As in previous years, the 2006 Covered Population is based on eligibility for health insurance benefits in Saskatchewan. All residents of Saskatchewan are included except: (a) members of the Canadian Armed Forces, members of the Royal Canadian Mounted Police, and inmates of federal prisons, all of whom are covered by the federal government; and (b) people not yet meeting the residency requirement (coverage begins on the first day of the third calendar month following their move to Saskatchewan). Saskatchewan residents moving elsewhere remain eligible for coverage for the same period, and anyone whose coverage extends through June (i.e. who left the province April 1st or later) is included in the report. In the case of death, people who had coverage any time in June are included. Age distribution is calculated as of June 30th. People born in the period from July 2005 to June 2006 are recorded in the under one (<1) age group. People born between July 2001 and June 2005 comprise the 1 to 4 age group, and so on.
Prior to 1998, population data were presented in ascending residence code order (please see the following page for a description of residence codes). Reports for 1998 to 2001 grouped residence codes into health districts. In 2002, the covered population report grouped health districts by regional health authority, and summary tables of the total population of both health districts and regional health authorities were provided. (The names of the new regional health authorities were not available at the time of preparation of the report.) This year, the report groups residence codes by regional health authority. To assist readers in looking up residence codes, the report includes alphabetical and numerical listings of reserves, cities, towns, and villages, giving the regional health authority (RHA) and the page number on which the residence code appears. Some rural municipalities (RMs) fall into more than one RHA. When this occurs, the RM is apportioned among RHAs (please see the following page for an explanation of apportioning). In RHA-specific tables, the RHA's share of each split RM is indicated in parentheses. For example, the table for Sun Country Regional Health Authority shows: 012 10 RM Poplar Valley (35%), indicating that thirty five percent of the RM is located in Sun Country. The table for Five Hills Regional Health Authority shows the balance: 012 10 RM Poplar Valley (65%). To assist in comparison with previous reports, total populations of split RMs are provided in Appendix 2. Please note that apportioning results in fractional numbers. Fractional parts are not displayed, and numbers may not add to totals because each is rounded independently.
The 1998 Covered Population book introduced a change in the method of reporting
Registered Indian populations (a "Registered Indian" is a person who is
registered under Section 6 of The Indian Act and who has been assigned a ten digit number
in the Indian Registry). In past reports, all Registered Indian persons were included
under the summary category "Reserves", and the populations reported under the
residence code of each band were based on Registered Indian status and band of origin.

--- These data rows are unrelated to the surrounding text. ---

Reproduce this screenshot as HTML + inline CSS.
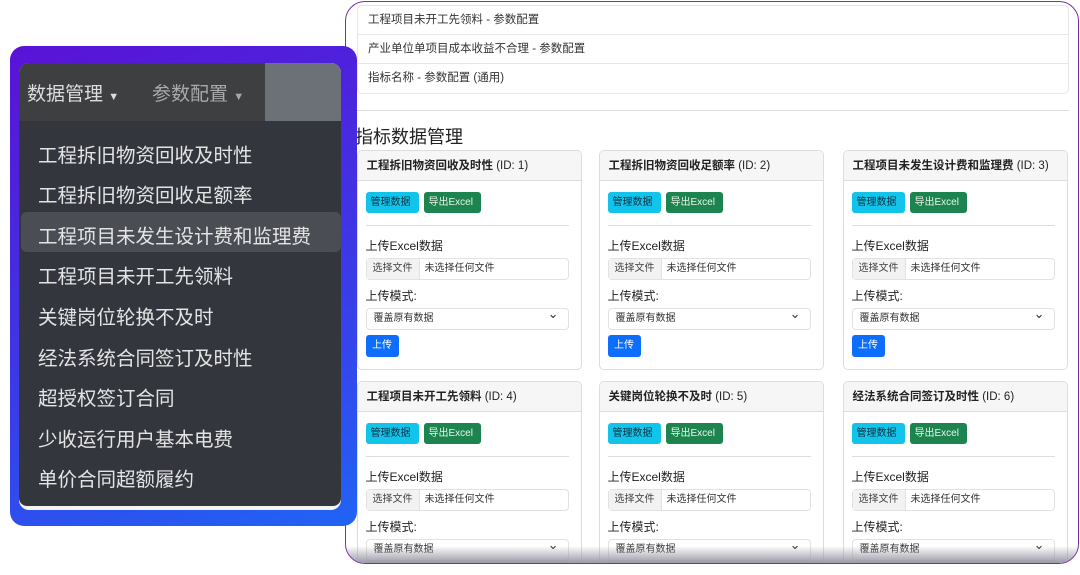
<!DOCTYPE html>
<html><head><meta charset="utf-8"><style>
*{box-sizing:border-box;margin:0;padding:0}
html,body{width:1080px;height:575px;overflow:hidden}
body{background:#fff;position:relative;font-family:"Liberation Sans","Noto Sans CJK SC",sans-serif;color:#222}
.rp{position:absolute;left:345px;top:1px;width:734px;height:563px;border:1.5px solid #7a2fa8;border-radius:20px;overflow:hidden;background:#fff}
.lst{position:absolute;left:11px;top:3px;width:712px;height:89px;border:1px solid #e6e6e6;border-radius:5px}
.lst div{height:29px;border-bottom:1px solid #e6e6e6;font-size:11.5px;line-height:29px;padding-left:10px;color:#333}
.lst div:last-child{border:none}
.hr0{position:absolute;left:11px;top:108px;width:712px;border-top:1px solid #ddd}
h2{position:absolute;left:9px;top:121px;font-size:18px;font-weight:normal;color:#222}
#cards{position:absolute;left:-346.5px;top:-2.5px;width:1080px;height:575px}
.card{position:absolute;width:225px;height:220px;border:1px solid #ddd;border-radius:5px;overflow:hidden;background:#fff}
.ch{height:30px;background:#f6f6f6;border-bottom:1px solid #ddd;font-size:11.5px;line-height:30px;padding-left:9px;font-weight:bold;color:#222}
.ch span{font-weight:normal}
.b{position:absolute;height:21px;font-size:10px;line-height:21px;padding:0 5px;border-radius:3px}
.cy{background:#12c3ea;color:#134;left:8px;top:41px;width:53px}
.gr{background:#1d8450;color:#e8f5e8;left:66px;top:41px;width:57px}
.hr{position:absolute;left:8px;top:74px;width:203px;border-top:1.5px solid #ddd}
.l{position:absolute;left:8px;font-size:12px;color:#222}
.fi{position:absolute;left:8px;top:107px;width:203px;height:22px;border:1px solid #e2e2e2;border-radius:4px;font-size:10px;line-height:20px;color:#333}
.fi i{font-style:normal;display:inline-block;background:#f2f2f2;border-right:1px solid #e2e2e2;padding:0 6px;color:#444}
.fi b{font-weight:normal;padding-left:5px}
.se{position:absolute;left:8px;top:157px;width:203px;height:22px;border:1px solid #e2e2e2;border-radius:4px;font-size:10px;line-height:20px;padding-left:7px;color:#333}
.se:after{content:"⌄";position:absolute;right:9px;top:-5px;font-size:13px}
.up{position:absolute;left:8px;top:184px;width:33px;height:22px;background:#0d6efd;color:#fff;font-size:10px;line-height:22px;text-align:center;border-radius:3px}
.fade{position:absolute;left:0;right:0;bottom:0;height:17px;background:linear-gradient(#fff0,#9a9aa6)}
.lp{position:absolute;left:10px;top:46px;width:347px;height:480px;border-radius:14px;background:linear-gradient(160deg,#5a12d6,#3a3ce8 60%,#2064f4)}
.in{position:absolute;left:9px;top:17px;width:322px;height:447px;border-radius:10px;overflow:hidden;background:#f3f3f3}
.nav{position:absolute;left:0;top:0;width:322px;height:58px;background:#6c7177}
.nb{position:absolute;left:0;top:0;width:246px;height:58px;background:#3e3f40}
.nt{position:absolute;top:16px;font-size:19px;color:#ddd}
.dd{position:absolute;left:0;top:58px;width:322px;height:385px;background:#33373d;border-radius:0 0 8px 8px}
.it{position:absolute;left:19px;font-size:19.5px;color:#e4e4e4;white-space:nowrap}
.hl{position:absolute;left:2px;top:91px;width:320px;height:40px;background:#4a4e54;border-radius:6px}
</style></head><body>
<div class="rp">
<div class="lst"><div>工程项目未开工先领料 - 参数配置</div><div>产业单位单项目成本收益不合理 - 参数配置</div><div>指标名称 - 参数配置 (通用)</div></div>
<div class="hr0"></div>
<h2>指标数据管理</h2>
<div id="cards"></div>
<div class="fade"></div>
</div>
<script>
var t=[["工程拆旧物资回收及时性",1],["工程拆旧物资回收足额率",2],["工程项目未发生设计费和监理费",3],["工程项目未开工先领料",4],["关键岗位轮换不及时",5],["经法系统合同签订及时性",6]];
var xs=[357,599,843],h="";
t.forEach(function(c,i){var x=xs[i%3],y=i<3?150:381;
h+='<div class="card" style="left:'+x+'px;top:'+y+'px"><div class="ch">'+c[0]+' <span>(ID: '+c[1]+')</span></div><div class="b cy">管理数据</div><div class="b gr">导出Excel</div><div class="hr"></div><div class="l" style="top:86px">上传Excel数据</div><div class="fi"><i>选择文件</i><b>未选择任何文件</b></div><div class="l" style="top:136px">上传模式:</div><div class="se">覆盖原有数据</div><div class="up">上传</div></div>';});
document.getElementById("cards").innerHTML=h;
</script>
<div class="lp"><div class="in">
<div class="nav"><div class="nb"></div>
<div class="nt" style="left:8px">数据管理 <span style="font-size:11px">▼</span></div>
<div class="nt" style="left:133px;color:#aaa">参数配置 <span style="font-size:11px">▼</span></div></div>
<div class="dd"><div class="hl"></div>
<div class="it" style="top:18px">工程拆旧物资回收及时性</div>
<div class="it" style="top:58px">工程拆旧物资回收足额率</div>
<div class="it" style="top:99px">工程项目未发生设计费和监理费</div>
<div class="it" style="top:139px">工程项目未开工先领料</div>
<div class="it" style="top:180px">关键岗位轮换不及时</div>
<div class="it" style="top:221px">经法系统合同签订及时性</div>
<div class="it" style="top:261px">超授权签订合同</div>
<div class="it" style="top:302px">少收运行用户基本电费</div>
<div class="it" style="top:342px">单价合同超额履约</div>
</div></div></div>
</body></html>
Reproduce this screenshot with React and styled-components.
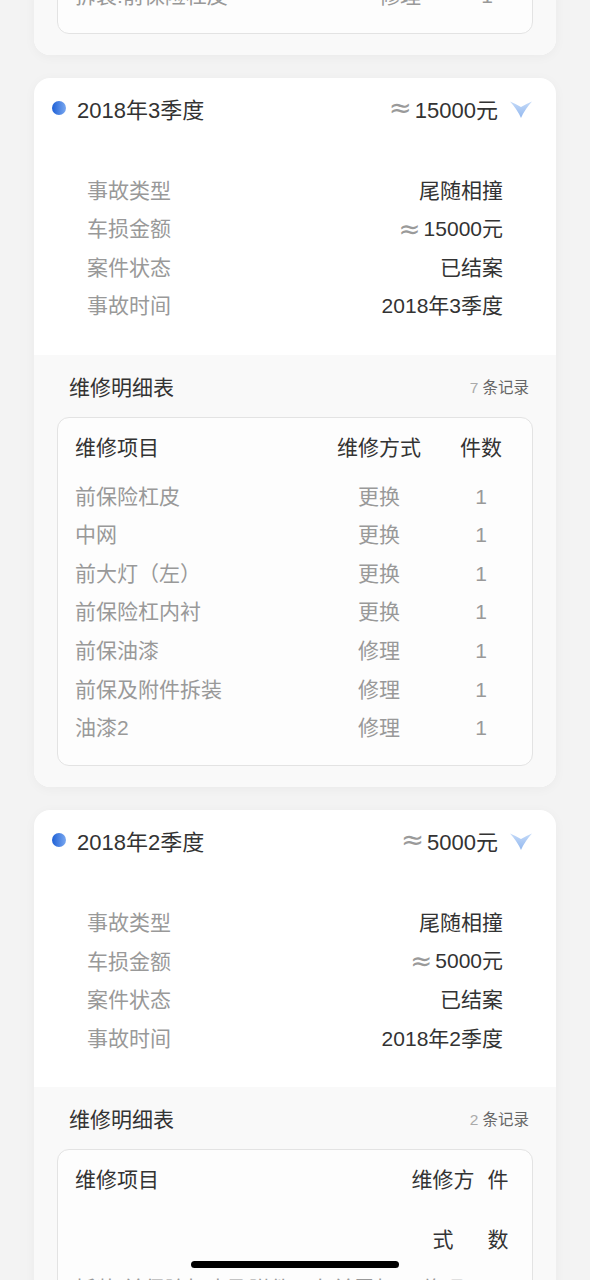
import React from "react";
import styled, { createGlobalStyle } from "styled-components";

const GlobalStyle = createGlobalStyle`
  body {
    margin: 0;
    background: #f3f3f3;
    font-family: "Liberation Sans", "Noto Sans CJK SC", sans-serif;
    color: #333;
  }
`;

const Page = styled.main`
  display: flex;
  flex-direction: column;
  gap: 23px;
  padding: 0 34px 40px;
  margin-top: -24px;
`;

const Card = styled.section`
  background: #fff;
  border-radius: 16px;
  overflow: hidden;
  box-shadow: 0 2px 12px rgba(0, 0, 0, 0.04);
`;

const CardHeader = styled.div`
  display: flex;
  align-items: center;
  height: 32px;
  padding: 14px 24px 0 18px;
`;

const Dot = styled.span`
  width: 14px;
  height: 14px;
  border-radius: 50%;
  background: linear-gradient(90deg, #1e60d6, #7aa8f0);
  flex-shrink: 0;
`;

const Title = styled.h2`
  margin: 0 0 0 11px;
  font-size: 22px;
  font-weight: 400;
  color: #333;
`;

const Amount = styled.div`
  margin-left: auto;
  font-size: 22px;
  color: #333;
  display: flex;
  align-items: center;
`;

const Approx = styled.span`
  font-family: "DejaVu Sans", sans-serif;
  font-size: 1.25em;
  line-height: 1;
  color: #9a9a9a;
  margin-right: 3px;
  vertical-align: -2px;
`;

const Chevron = styled.svg`
  width: 22px;
  height: 18px;
  margin-left: 12px;
  margin-top: 2px;
`;

const InfoList = styled.dl`
  margin: 0;
  padding: 46px 53px 31px;
`;

const InfoRow = styled.div`
  display: flex;
  justify-content: space-between;
  align-items: center;
  height: 38.5px;
  font-size: 21px;

  dt {
    color: #999;
  }

  dd {
    margin: 0;
    color: #333;
  }
`;

const RepairSection = styled.div`
  background: #f9f9f9;
  padding: ${({ continued }) => (continued ? "0 23px 21px" : "17px 23px 21px")};
`;

const SectionHead = styled.div`
  display: flex;
  justify-content: space-between;
  align-items: center;
  height: 28px;
  padding: 0 4px 0 12px;
  margin-bottom: 17px;
`;

const SectionTitle = styled.h3`
  margin: 0;
  font-size: 21px;
  font-weight: 400;
  color: #333;
`;

const Records = styled.span`
  font-size: 15.5px;
  color: #666;

  b {
    font-weight: 400;
    color: #aaa;
    margin-right: 4px;
  }
`;

const TableBox = styled.div`
  background: #fdfdfd;
  border: 1px solid #e3e3e3;
  border-radius: 12px;
  padding: 0 19px 17px 17px;
`;

const TRow = styled.div`
  display: grid;
  grid-template-columns: ${({ cols }) => cols};
  column-gap: 8px;
  font-size: 21px;
  line-height: ${({ head }) => (head ? "60px" : "38.6px")};
  color: ${({ head }) => (head ? "#333" : "#999")};

  span:not(:first-child) {
    text-align: center;
  }
`;

const HomeIndicator = styled.div`
  position: fixed;
  left: 50%;
  bottom: 12px;
  width: 208px;
  height: 7px;
  margin-left: -104px;
  border-radius: 4px;
  background: #000;
`;

const ChevronIcon = () => (
  <Chevron viewBox="0 0 22 18">
    <defs>
      <linearGradient id="chev" x1="0" y1="0" x2="0" y2="1">
        <stop offset="0" stopColor="#c4daf8" />
        <stop offset="1" stopColor="#93b8ef" />
      </linearGradient>
    </defs>
    <path d="M0 1.5 Q6 4 11 7 Q16 4 22 1.5 Q15 9 11 18 Q7 9 0 1.5 Z" fill="url(#chev)" />
  </Chevron>
);

const RepairTable = ({ cols, rows, showHead = true }) => (
  <TableBox>
    {showHead && (
      <TRow head cols={cols}>
        <span>维修项目</span>
        <span>维修方式</span>
        <span>件数</span>
      </TRow>
    )}
    {rows.map(([name, way, count], i) => (
      <TRow key={i} cols={cols}>
        <span>{name}</span>
        <span>{way}</span>
        <span>{count}</span>
      </TRow>
    ))}
  </TableBox>
);

const records = [
  {
    period: "2018年3季度",
    amount: "15000元",
    type: "尾随相撞",
    status: "已结案",
    cols: "1fr 124px 64px",
    rows: [
      ["前保险杠皮", "更换", 1],
      ["中网", "更换", 1],
      ["前大灯（左）", "更换", 1],
      ["前保险杠内衬", "更换", 1],
      ["前保油漆", "修理", 1],
      ["前保及附件拆装", "修理", 1],
      ["油漆2", "修理", 1],
    ],
  },
  {
    period: "2018年2季度",
    amount: "5000元",
    type: "尾随相撞",
    status: "已结案",
    cols: "1fr 64px 30px",
    rows: [
      ["拆装:前保险杠皮及附件、左前雾灯框架及饰条", "修理", 1],
      ["前保险杠皮修复及喷漆", "修理", 1],
    ],
  },
];

const RecordCard = ({ record }) => (
  <Card>
    <CardHeader>
      <Dot />
      <Title>{record.period}</Title>
      <Amount>
        <Approx>≈</Approx>
        {record.amount}
      </Amount>
      <ChevronIcon />
    </CardHeader>
    <InfoList>
      <InfoRow>
        <dt>事故类型</dt>
        <dd>{record.type}</dd>
      </InfoRow>
      <InfoRow>
        <dt>车损金额</dt>
        <dd>
          <Approx>≈</Approx>
          {record.amount}
        </dd>
      </InfoRow>
      <InfoRow>
        <dt>案件状态</dt>
        <dd>{record.status}</dd>
      </InfoRow>
      <InfoRow>
        <dt>事故时间</dt>
        <dd>{record.period}</dd>
      </InfoRow>
    </InfoList>
    <RepairSection>
      <SectionHead>
        <SectionTitle>维修明细表</SectionTitle>
        <Records>
          <b>{record.rows.length}</b>条记录
        </Records>
      </SectionHead>
      <RepairTable cols={record.cols} rows={record.rows} />
    </RepairSection>
  </Card>
);

export default function App() {
  return (
    <>
      <GlobalStyle />
      <Page>
        <Card>
          <RepairSection continued>
            <RepairTable showHead={false} cols="1fr 106px 52px" rows={[["拆装:前保险杠皮", "修理", 1]]} />
          </RepairSection>
        </Card>
        {records.map((r) => (
          <RecordCard key={r.period} record={r} />
        ))}
      </Page>
      <HomeIndicator />
    </>
  );
}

Beginning in 1998, Registered Indian persons have been reported on the basis of place of
residence. The population under "Reserves" reflects our best estimate of the
Registered Indian population living on Saskatchewan reserves, with the population of
individual reserves shown by regional health authority (please see the following page for
an explanation of residence code assignment to Registered Indian persons). To assist in
comparison with previous reports, population by First Nation of origin (regardless of
place of residence) is given in Appendix 1. In the past, distribution of the
non-Registered Indian covered population into residence codes was based on
mailing/correspondence address. Current distribution is based, as much as possible, on
Some changes to Saskatchewan Healths residence codes have been made since June 30, 2005. Several residence codes for villages have been dissolved and their populations are counted under their respective rural municipality in the 2006 Covered Population report. The village of Girvin (252 50) has dissolved into the rural municipality of Arm River (252 10), the village of Sovereign (287 56) has dissolved into the rural municipality of St. Andrews (287 10), the village of Guernsey (310 52) has dissolved into the rural municipality of Usborne (310 10), the village of Cando (378 50) has dissolved into the rural municipality of Rosemount (378 10), and the village of Spruce Lake (499 56) has dissolved into the rural municipality of Mervin (499 10).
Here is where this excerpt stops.